* begin Data excerpt *

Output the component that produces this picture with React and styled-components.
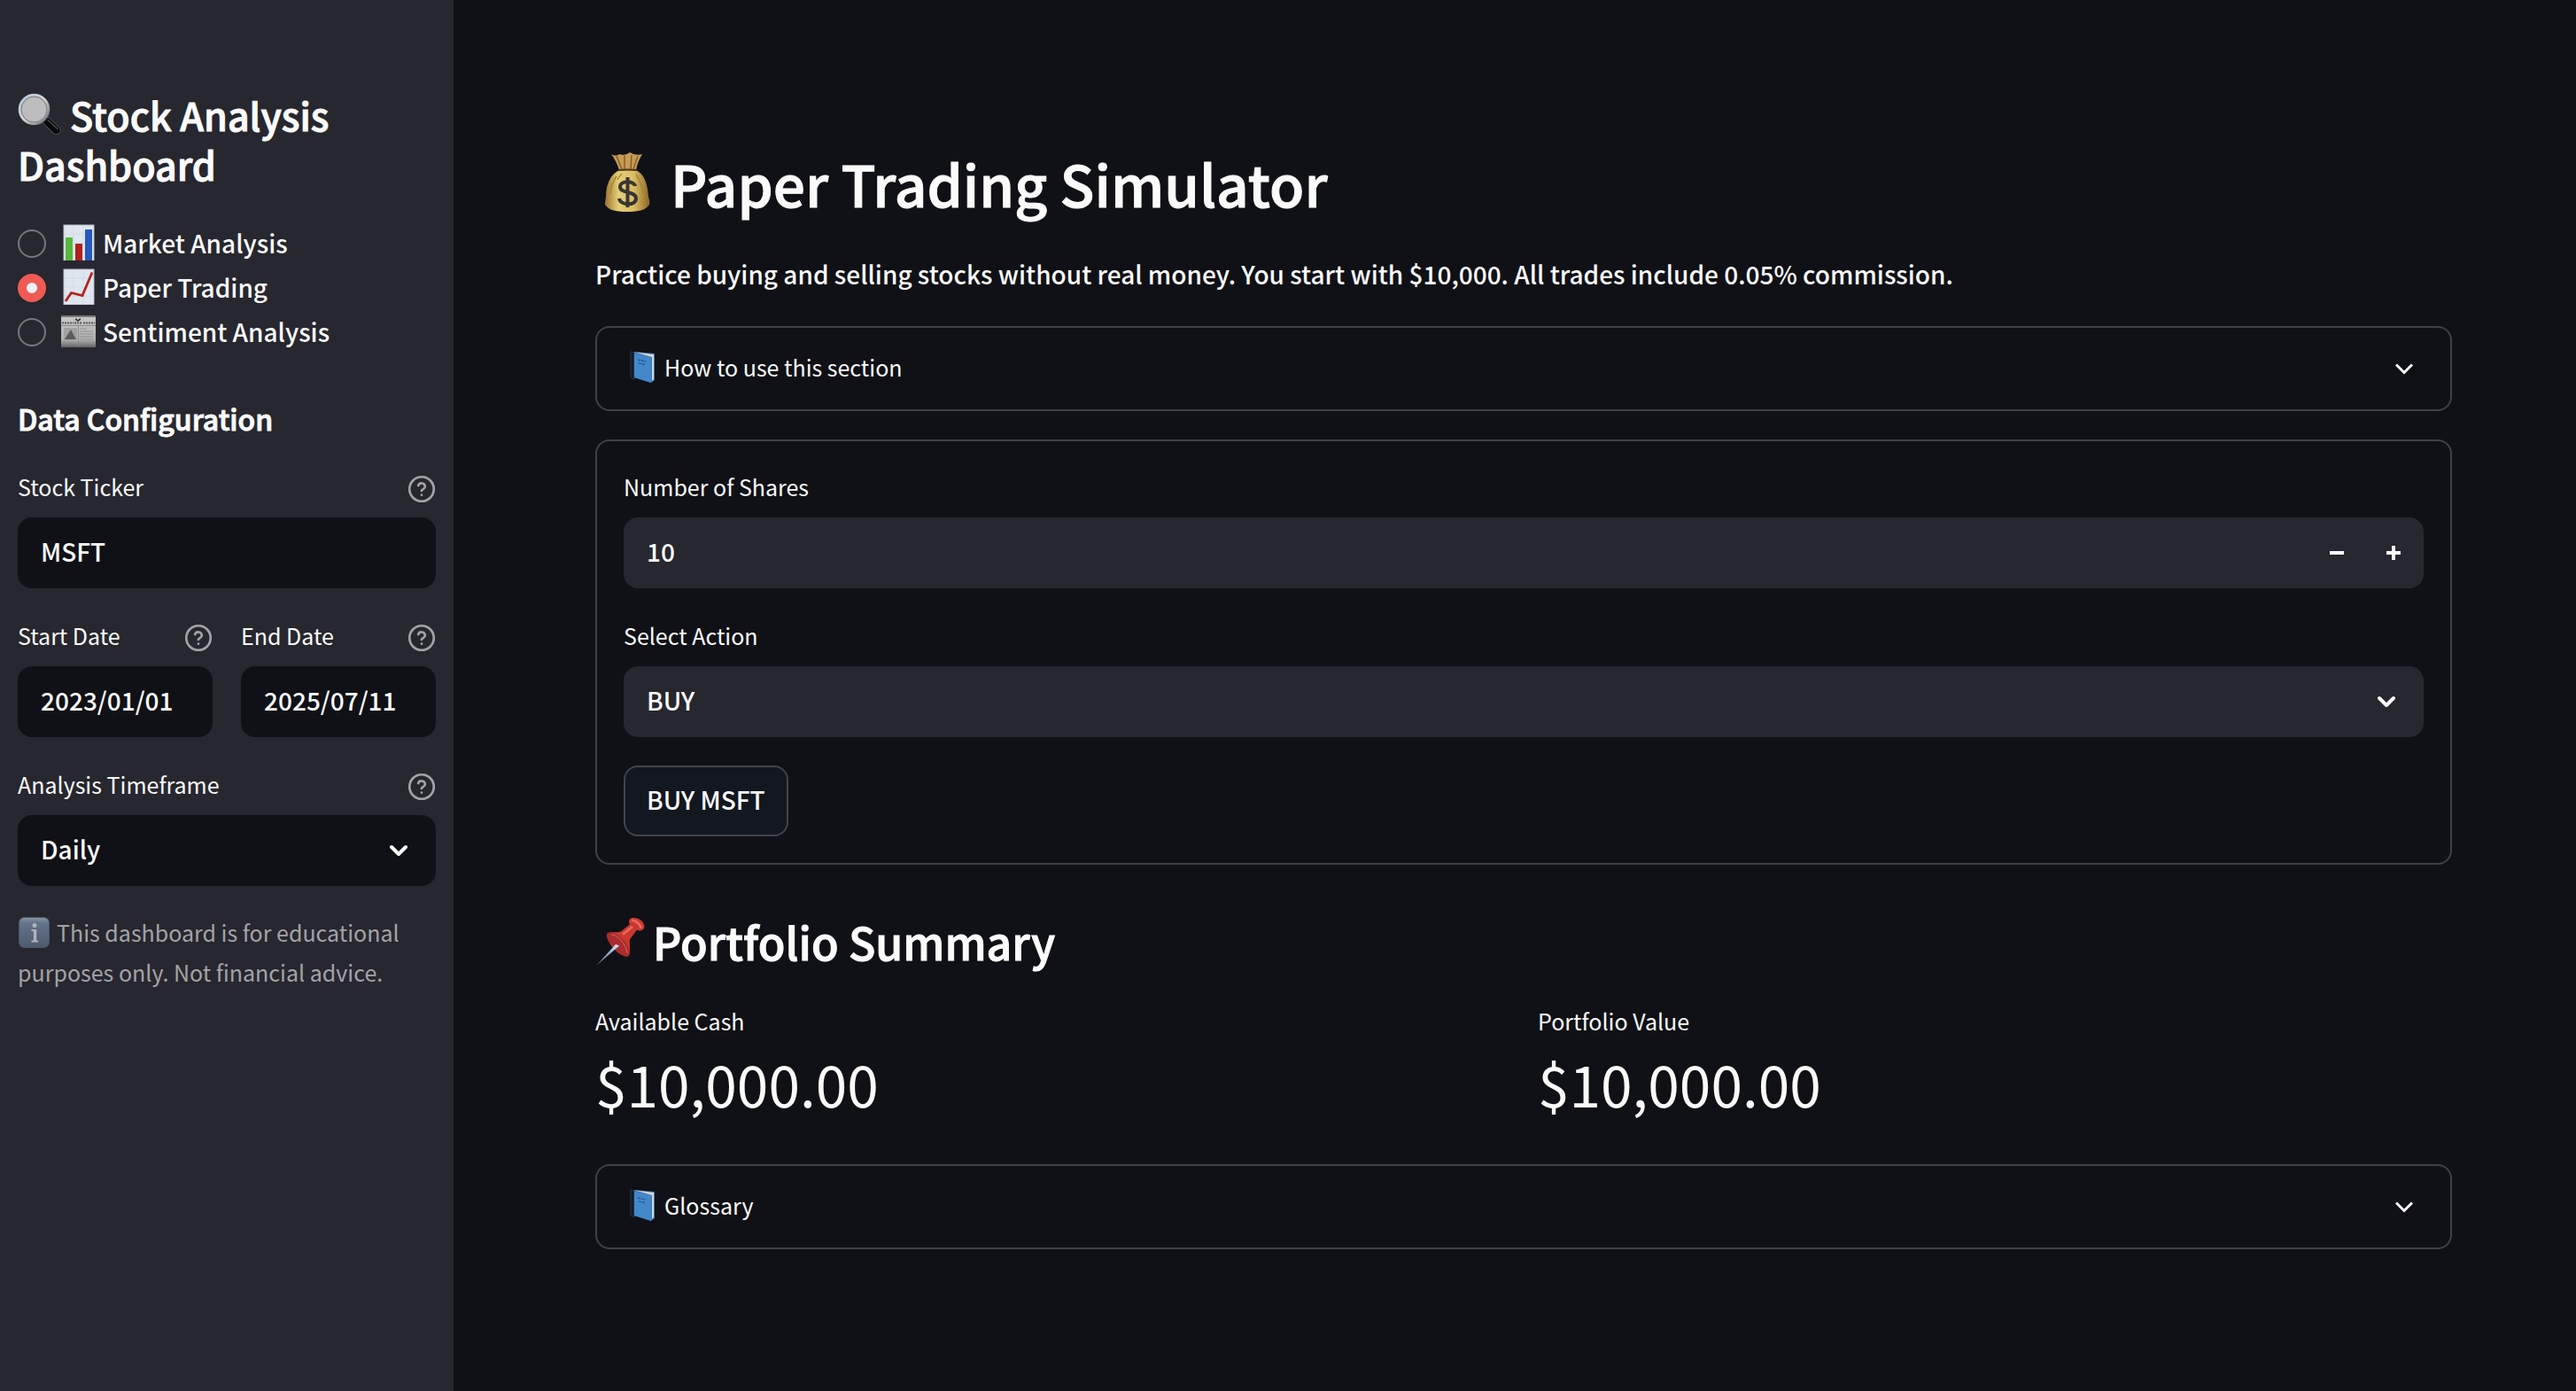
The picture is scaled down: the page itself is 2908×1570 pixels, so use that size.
import React, { useState } from "react";
import styled, { createGlobalStyle } from "styled-components";

const color = {
  page: "#101116",
  panel: "#27272f",
  text: "#fafafa",
  muted: "#a3a3a7",
  line: "#404145",
  accent: "#f05a54",
};

const GlobalStyle = createGlobalStyle`
  *, *::before, *::after { box-sizing: border-box; }
  body {
    margin: 0;
    background: ${color.page};
    color: ${color.text};
    font-family: "Noto Sans CJK SC", "Noto Sans", sans-serif;
    font-size: 28px;
    font-weight: 500;
    line-height: 50px;
  }
  h1, h2, h3, p, dl, dd, fieldset { margin: 0; }
  button, input, select { font: inherit; color: inherit; }
`;

const Layout = styled.div`
  display: grid;
  grid-template-columns: 512px minmax(0, 1fr);
  min-height: 100vh;
`;

const Sidebar = styled.aside`
  display: flex;
  flex-direction: column;
  padding: 101px 20px 60px;
  background: ${color.panel};
`;

const SidebarTitle = styled.h2`
  font-size: 43px;
  line-height: 56px;
  font-weight: 500;
  -webkit-text-stroke: 1px ${color.text};
`;

const SidebarHeading = styled.h3`
  margin: 46px 0 30px;
  font-size: 32px;
  line-height: 52px;
  font-weight: 500;
  -webkit-text-stroke: 1px ${color.text};
`;

const NavList = styled.fieldset`
  display: flex;
  flex-direction: column;
  margin-top: 37px;
  padding: 0;
  border: 0;
`;

const NavOption = styled.label`
  display: flex;
  align-items: center;
  gap: 16px;
  height: 50px;
  cursor: pointer;
`;

const Radio = styled.input`
  appearance: none;
  flex: none;
  width: 32px;
  height: 32px;
  margin: 0;
  border: 2px solid #77777c;
  border-radius: 50%;

  &:checked {
    border: 10px solid ${color.accent};
    background: #f0f2f6;
  }
`;

const NavText = styled.span`
  display: flex;
  align-items: center;
  gap: 7px;
  padding-bottom: 3px;
  line-height: 46px;
`;

const Picture = styled.svg`
  flex: none;
  display: inline-block;
  width: ${(p) => p.$w}px;
  height: ${(p) => p.$h || p.$w}px;
  vertical-align: ${(p) => p.$drop || 0}px;
  margin-right: ${(p) => p.$gap || 0}px;
`;

const Fields = styled.div`
  display: flex;
  flex-direction: column;
  gap: 32px;
`;

const FieldPair = styled.div`
  display: grid;
  grid-template-columns: 1fr 1fr;
  gap: 32px;
`;

const Field = styled.div`
  display: flex;
  flex-direction: column;
  gap: 8px;
  min-width: 0;
`;

const FieldHead = styled.div`
  display: flex;
  align-items: center;
  justify-content: space-between;
  height: 48px;
`;

const FieldLabel = styled.label`
  padding-bottom: 6px;
  font-size: 25px;
  font-weight: 400;
  line-height: 42px;
`;

const HelpButton = styled.button`
  display: flex;
  padding: 0;
  border: 0;
  background: none;
  color: ${color.muted};
`;

const ControlBox = styled.div`
  display: flex;
  align-items: center;
  position: relative;
  height: 80px;
  border-radius: 16px;
  background: ${(p) => (p.$dark ? color.page : color.panel)};
`;

const TextInput = styled.input`
  flex: 1;
  min-width: 0;
  height: 100%;
  padding: 0 26px 5px;
  border: 0;
  outline: 0;
  background: none;
`;

const Select = styled.select`
  appearance: none;
  width: 100%;
  height: 100%;
  padding: 0 80px 5px 26px;
  border: 0;
  outline: 0;
  background: none;
`;

const SelectArrow = styled.span`
  position: absolute;
  right: 32px;
  top: 30px;
  display: flex;
  pointer-events: none;
`;

const StepButton = styled.button`
  display: flex;
  align-items: center;
  justify-content: center;
  width: 64px;
  height: 100%;
  padding: 0;
  border: 0;
  background: none;

  &:last-child { margin-right: 2px; }
`;

const Caption = styled.p`
  margin-top: 30px;
  font-size: 25px;
  font-weight: 400;
  line-height: 45px;
  color: ${color.muted};
`;

const Main = styled.main`
  display: flex;
  flex-direction: column;
  padding: 160px 140px 160px 160px;
`;

const PageTitle = styled.h1`
  font-size: 64px;
  line-height: 92px;
  font-weight: 500;
  -webkit-text-stroke: 1px ${color.text};
`;

const Intro = styled.p`
  margin: 32px 0 34px;
`;

const SectionTitle = styled.h2`
  margin-top: 48px;
  font-size: 50px;
  line-height: 76px;
  font-weight: 500;
  -webkit-text-stroke: 1px ${color.text};
`;

const Expander = styled.button`
  display: flex;
  align-items: center;
  justify-content: space-between;
  height: 96px;
  padding: 0 42px 0 36px;
  border: 2px solid ${color.line};
  border-radius: 16px;
  background: none;
  font-size: 25px;
  font-weight: 400;
  line-height: 42px;
`;

const ExpanderLabel = styled.span`
  display: flex;
  align-items: center;
  gap: 8px;
  padding-bottom: 4px;
`;

const TradeForm = styled.form`
  display: flex;
  flex-direction: column;
  gap: 32px;
  margin-top: 32px;
  padding: 30px;
  border: 2px solid ${color.line};
  border-radius: 16px;
`;

const SubmitButton = styled.button`
  align-self: flex-start;
  height: 80px;
  padding: 0 24px 5px;
  border: 2px solid #41444c;
  border-radius: 16px;
  background: #131720;
`;

const Metrics = styled.dl`
  display: grid;
  grid-template-columns: 1fr 1fr;
  gap: 32px;
  margin: 32px 0 42px;
`;

const MetricLabel = styled.dt`
  font-size: 25px;
  font-weight: 400;
  line-height: 40px;
`;

const MetricValue = styled.dd`
  font-size: 64px;
  font-weight: 400;
  line-height: 100px;
`;

const Magnifier = () => (
  <Picture $w={50} $gap={9} $drop={-7} viewBox="0 0 50 50" aria-hidden="true">
    <defs>
      <linearGradient id="rim" x1="0" y1="0" x2="1" y2="1">
        <stop offset="0" stopColor="#a9c4e4" />
        <stop offset=".5" stopColor="#d8d8d8" />
        <stop offset="1" stopColor="#5b5b5d" />
      </linearGradient>
    </defs>
    <path d="M33 32 L43.500 42" stroke="#5d5f63" strokeWidth="10" strokeLinecap="round" />
    <path d="M33 32 L43.500 42" stroke="#08090b" strokeWidth="8.600" strokeLinecap="round" />
    <path d="M34 30.500 L45 40.500" stroke="#4b4d51" strokeWidth="1.500" strokeLinecap="round" />
    <circle cx="18.500" cy="18.500" r="16.500" fill="#bdbdc0" stroke="url(#rim)" strokeWidth="2.500" />
    <circle cx="18.500" cy="18.500" r="14.500" fill="none" stroke="#75777b" strokeWidth="1" />
  </Picture>
);

const BarChart = () => (
  <Picture $w={41} viewBox="0 0 41 41" aria-hidden="true">
    <rect x="4" y="1" width="34" height="40" fill="#dfe6ef" stroke="#b9c0cb" />
    <path d="M4 11H38M4 21H38M4 31H38M15 1V41M26 1V41" stroke="#ccd6e3" strokeWidth=".6" />
    <rect x="6" y="15" width="8" height="26" fill="#55b83b" />
    <rect x="17" y="22" width="8" height="19" fill="#b0221b" />
    <rect x="28" y="6" width="8" height="35" fill="#2857bd" />
  </Picture>
);

const LineChart = () => (
  <Picture $w={41} viewBox="0 0 41 41" aria-hidden="true">
    <rect x="4" y="1" width="34" height="40" fill="#dfe6ef" stroke="#b9c0cb" />
    <path d="M4 11H38M4 21H38M4 31H38M15 1V41M26 1V41" stroke="#ccd6e3" strokeWidth=".6" />
    <path d="M6 37 L12.500 27.500 L25 30.500 L36 4.500" fill="none" stroke="#b3231c" strokeWidth="2.800" />
  </Picture>
);

const Newspaper = () => (
  <Picture $w={41} viewBox="0 0 41 41" aria-hidden="true">
    <defs>
      <linearGradient id="paper" x1="0" y1="0" x2="0" y2="1">
        <stop offset="0" stopColor="#c9c9c9" />
        <stop offset=".75" stopColor="#b2b2b2" />
        <stop offset="1" stopColor="#636363" />
      </linearGradient>
    </defs>
    <rect x="1" y="3" width="39" height="36" fill="url(#paper)" />
    <path d="M1 4H40" stroke="#77777a" strokeWidth="2" />
    <path d="M17 6l3 2 3-2v2l-3 2-3-2z" fill="#333" />
    <path d="M2 11.500H15M26 11.500H39M16 11.500H25" stroke="#555" strokeWidth="2" strokeDasharray="2 1" />
    <path d="M1 14.500H40" stroke="#888" />
    <rect x="4" y="17" width="15" height="14" fill="#a2a2a2" />
    <path d="M5 30L10 22l2-3 2 4 4 7z" fill="#5c5c5c" />
    <path d="M22 18H30M22 21H37M22 24H37M22 27H37M22 30H37M4 34H19M22 34H37" stroke="#929292" />
    <path d="M20.500 15V38" stroke="#8d8d8d" />
  </Picture>
);

const InfoBadge = () => (
  <Picture $w={37} $gap={7} $drop={-8} viewBox="0 0 37 37" aria-hidden="true">
    <defs>
      <linearGradient id="info" x1="0" y1="0" x2="0" y2="1">
        <stop offset="0" stopColor="#8b94a3" />
        <stop offset=".2" stopColor="#627389" />
        <stop offset="1" stopColor="#4d5b6d" />
      </linearGradient>
    </defs>
    <rect x="1.500" y="1.500" width="34" height="34" rx="6" fill="url(#info)" stroke="#46576d" />
    <circle cx="19" cy="10.500" r="2.500" fill="#b1b3b8" />
    <path d="M15.500 16H19.500V28M15.500 28.500H23" fill="none" stroke="#b1b3b8" strokeWidth="2" />
    <path d="M19.500 15V29" stroke="#b1b3b8" strokeWidth="3.400" />
  </Picture>
);

const MoneyBag = () => (
  <Picture $w={72} $gap={13} $drop={-8} viewBox="0 0 72 72" aria-hidden="true">
    <defs>
      <linearGradient id="sack" x1="0" y1="0" x2="1" y2="0">
        <stop offset="0" stopColor="#9a7430" />
        <stop offset=".3" stopColor="#e6cf78" />
        <stop offset=".65" stopColor="#d9bd62" />
        <stop offset="1" stopColor="#8d6526" />
      </linearGradient>
    </defs>
    <path d="M18 4 Q23 7 27 4 Q34 6 39 2 Q45 6 53 4 Q48 12 46 22 H27 Q24 12 18 4Z" fill="#c79b55" />
    <path d="M24 6 L30 21M33 5V21M41 5L40 21M48 6L43 21" stroke="#875f2c" strokeWidth="1.500" />
    <path d="M27 22 H46 C56 27 59 38 60 52 Q62 58 61 61 C57 67 50 69 36 69 C22 69 15 67 11 61 Q11 57 12 52 C12 38 17 27 27 22Z" fill="url(#sack)" />
    <path d="M26 22 Q36 21 47 22" fill="none" stroke="#4d3318" strokeWidth="2" />
    <path d="M24 29Q18 37 17 49M30 26Q27 29 25 33M46 27Q53 37 54 50" fill="none" stroke="#a98539" strokeWidth="1.500" />
    <path d="M45 40C44 34 28 33 28 41C28 49 46 45 46 54C46 63 28 62 27 54M36.500 30V64" fill="none" stroke="#393532" strokeWidth="4" />
  </Picture>
);

const Pushpin = () => (
  <Picture $w={57} $h={56} $gap={8} $drop={-7} viewBox="0 0 57 62" preserveAspectRatio="none" aria-hidden="true">
    <defs>
      <linearGradient id="needle" x1="1" y1="0" x2="0" y2="1">
        <stop offset="0" stopColor="#d4ecff" />
        <stop offset=".5" stopColor="#88a5bd" />
        <stop offset="1" stopColor="#777" />
      </linearGradient>
    </defs>
    <path d="M14 20 C19 18 26 20 29 18 L39 9 C36 4 40 0 45 1 C52 2 57 9 55 14 C53 17 50 18 47 16 L39 28 C38 33 41 43 37 49 C28 52 9 28 14 20Z" fill="#c93830" />
    <path d="M14 20 C19 17 30 24 35 33 C40 42 40 47 37 49 C28 52 9 28 14 20Z" fill="#a92d2c" />
    <path d="M18 22C25 22 35 34 36 45" fill="none" stroke="#df6961" />
    <path d="M31 22L42 12M41 4Q49 5 52 14" fill="none" stroke="#ea665b" strokeWidth="3" />
    <path d="M27 36 L23 34 L1 61 Z" fill="url(#needle)" />
  </Picture>
);

const Book = () => (
  <Picture $w={32} $h={36} viewBox="0 0 32 36" aria-hidden="true">
    <path d="M2 1 L6 2 L6 32 L2 30Z" fill="#111c2b" stroke="#27384d" />
    <path d="M6 1 L29 3 V33 L25 36 L6 30Z" fill="#3c79b6" />
    <path d="M7 1.500 L28 4 V32 L26 34 V7Z" fill="#d8d6ce" />
    <path d="M6 3 L25 7 V36 L6 30Z" fill="#4388ca" />
    <path d="M10 10L19 12M11 14L18 15.500" stroke="#29568a" strokeWidth="1.500" strokeDasharray="3 1" />
  </Picture>
);

const HelpIcon = () => (
  <Picture $w={32} viewBox="0 0 24 24" fill="none" stroke="currentColor" strokeWidth="2" strokeLinecap="round" strokeLinejoin="round" aria-hidden="true">
    <circle cx="12" cy="12" r="10.300" />
    <path d="M9.100 9a3 3 0 0 1 5.800 1c0 2-3 2.500-3 3.500M12 17h.01" />
  </Picture>
);

const Chevron = ({ sharp }) => (
  <Picture $w={20} viewBox="0 0 20 20" fill="none" stroke="currentColor" strokeWidth={sharp ? 3 : 4} strokeLinecap={sharp ? "butt" : "round"} strokeLinejoin={sharp ? "miter" : "round"} aria-hidden="true">
    <path d={sharp ? "M1 5.500 L10 14.500 L19 5.500" : "M2 6 L10 14 L18 6"} />
  </Picture>
);

const StepIcon = ({ plus }) => (
  <Picture $w={16} viewBox="0 0 16 16" fill="currentColor" aria-hidden="true">
    <path d={plus ? "M0 6H6V0H10V6H16V10H10V16H6V10H0Z" : "M0 6H16V10H0Z"} />
  </Picture>
);

const LabelledField = ({ id, label, help, children }) => (
  <Field>
    <FieldHead>
      <FieldLabel htmlFor={id}>{label}</FieldLabel>
      {help && (
        <HelpButton type="button" aria-label={`Help for ${label}`}>
          <HelpIcon />
        </HelpButton>
      )}
    </FieldHead>
    {children}
  </Field>
);

const TextField = ({ id, label, initial }) => (
  <LabelledField id={id} label={label} help>
    <ControlBox $dark>
      <TextInput id={id} type="text" defaultValue={initial} />
    </ControlBox>
  </LabelledField>
);

const SelectField = ({ id, label, help, dark, options }) => (
  <LabelledField id={id} label={label} help={help}>
    <ControlBox $dark={dark}>
      <Select id={id}>
        {options.map((o) => (
          <option key={o}>{o}</option>
        ))}
      </Select>
      <SelectArrow>
        <Chevron />
      </SelectArrow>
    </ControlBox>
  </LabelledField>
);

const ExpanderRow = ({ children }) => (
  <Expander type="button" aria-expanded="false">
    <ExpanderLabel>
      <Book />
      {children}
    </ExpanderLabel>
    <Chevron sharp />
  </Expander>
);

const pages = [
  { name: "Market Analysis", Icon: BarChart },
  { name: "Paper Trading", Icon: LineChart },
  { name: "Sentiment Analysis", Icon: Newspaper },
];

const metrics = [
  { label: "Available Cash", value: "$10,000.00" },
  { label: "Portfolio Value", value: "$10,000.00" },
];

export default function App() {
  const [page, setPage] = useState("Paper Trading");
  const [shares, setShares] = useState(10);

  return (
    <>
      <GlobalStyle />
      <Layout>
        <Sidebar>
          <SidebarTitle>
            <Magnifier />
            Stock Analysis Dashboard
          </SidebarTitle>
          <NavList aria-label="Section">
            {pages.map(({ name, Icon }) => (
              <NavOption key={name}>
                <Radio type="radio" name="page" checked={page === name} onChange={() => setPage(name)} />
                <NavText>
                  <Icon />
                  {name}
                </NavText>
              </NavOption>
            ))}
          </NavList>
          <SidebarHeading>Data Configuration</SidebarHeading>
          <Fields>
            <TextField id="ticker" label="Stock Ticker" initial="MSFT" />
            <FieldPair>
              <TextField id="start" label="Start Date" initial="2023/01/01" />
              <TextField id="end" label="End Date" initial="2025/07/11" />
            </FieldPair>
            <SelectField id="timeframe" label="Analysis Timeframe" help dark options={["Daily", "Weekly", "Monthly"]} />
          </Fields>
          <Caption>
            <InfoBadge />
            This dashboard is for educational purposes only. Not financial advice.
          </Caption>
        </Sidebar>
        <Main>
          <PageTitle>
            <MoneyBag />
            Paper Trading Simulator
          </PageTitle>
          <Intro>
            Practice buying and selling stocks without real money. You start with $10,000. All trades include 0.05% commission.
          </Intro>
          <ExpanderRow>How to use this section</ExpanderRow>
          <TradeForm onSubmit={(e) => e.preventDefault()}>
            <LabelledField id="shares" label="Number of Shares">
              <ControlBox>
                <TextInput id="shares" type="text" inputMode="numeric" value={shares} onChange={(e) => setShares(Number(e.target.value) || 0)} />
                <StepButton type="button" aria-label="Decrease shares" onClick={() => setShares(Math.max(1, shares - 1))}>
                  <StepIcon />
                </StepButton>
                <StepButton type="button" aria-label="Increase shares" onClick={() => setShares(shares + 1)}>
                  <StepIcon plus />
                </StepButton>
              </ControlBox>
            </LabelledField>
            <SelectField id="action" label="Select Action" options={["BUY", "SELL"]} />
            <SubmitButton type="submit">BUY MSFT</SubmitButton>
          </TradeForm>
          <SectionTitle>
            <Pushpin />
            Portfolio Summary
          </SectionTitle>
          <Metrics>
            {metrics.map((m) => (
              <div key={m.label}>
                <MetricLabel>{m.label}</MetricLabel>
                <MetricValue>{m.value}</MetricValue>
              </div>
            ))}
          </Metrics>
          <ExpanderRow>Glossary</ExpanderRow>
        </Main>
      </Layout>
    </>
  );
}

* end Data excerpt *

(Do this): Return every line above that contains the word "components".

(Written response):
Output the component that produces this picture with React and styled-components.
import styled, { createGlobalStyle } from "styled-components";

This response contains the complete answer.